Rhode Island NPR Radio
By KRISTIN GOURLAY
December 5, 2014
Sen. Bernie Sanders (I-VT) chairs the Senate Committee on Veterans Affairs. At a hearing Wednesday, Dec. 3, Sanders wanted to know why new hepatitis C drugs cost so much and how the VA was going to pay for them.
Credit Screenshot of live stream of hearing
Dennis was a young Marine training at Camp Pendleton, ready to deploy.
“I was on my way over, I was in what they call staging,” said Dennis. “13, 16, 17 days, then send you over to Okinawa, then Vietnam. I got lucky.”
That is, if you call blowing a knee out lucky. It saved him from going to Vietnam. Soon after that, Dennis isn’t sure when or how, he got infected with the hepatitis C virus.
“I didn’t do any intravenous drugs or anything like that,” Dennis said. “My ex had it, I don’t know if I got it from her.”
Dennis is 63. He’s from Providence. He doesn’t want us to use his last name because of the stigma hepatitis C can carry. It’s a disease he’s been living with for decades. That’s partly because, until this year, his treatment options were pretty grim. But the years of hoping for something better to come along are over. Doctor Alexis Pappas gives Dennis the good news in an exam room at the Providence VA.

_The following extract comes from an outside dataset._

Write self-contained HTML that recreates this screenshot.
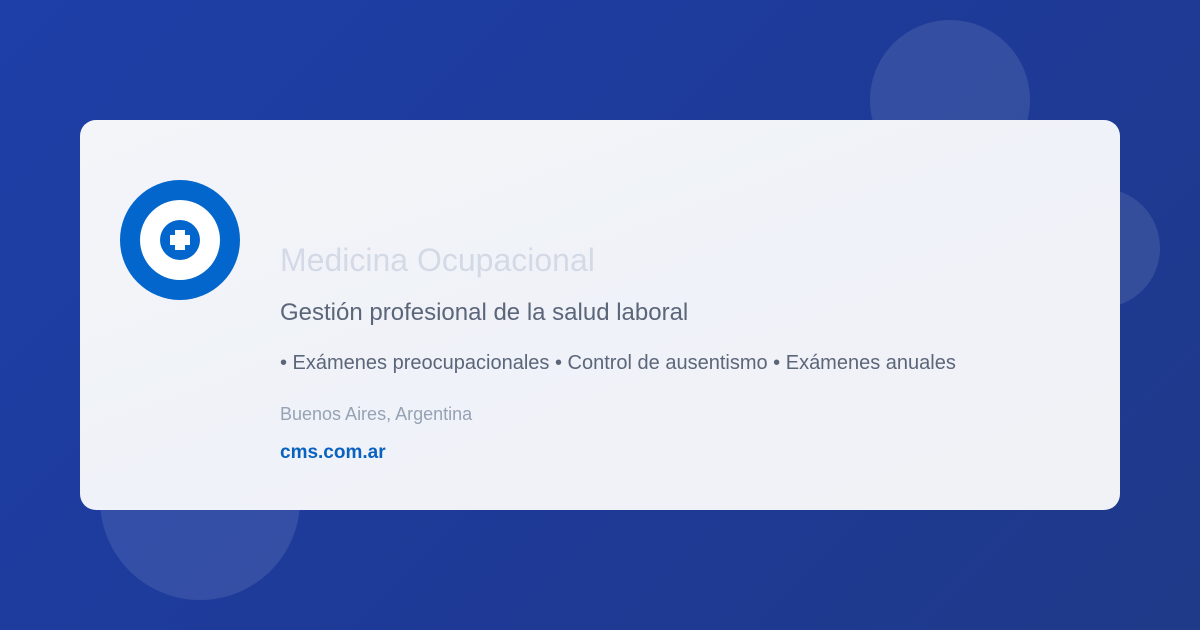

“So as you’ve probably heard in the news,” Pappas explained, “there’s a lot of new treatments for hepatitis c and the VA has all those available now for your genotype.”
Pappas tells Dennis she’ll start him on treatment right away. And chances are excellent that after 12 weeks he’ll be cured. But that cure comes at a price. One new hepatitis C drug, Sovaldi, costs $84,000 dollars for a full course. The VA managed to negotiate that down to about $50,000 dollars.
But with more than 170,000 veterans living with hepatitis C, the price is still too high for strained budgets.
“So most of our veterans have been carrying disease for the past three, four decades,” said Promrat. “And now it’s the time when the full-blown manifestations of chronic liver injury come to light. And we’re now dealing with that, right now.”
Dealing, he says, with a ten-fold increase in the number of patients with liver cancer. Rising numbers of patients needing liver transplants. More veterans with cirrhosis and liver failure. All consequences of untreated hepatitis C.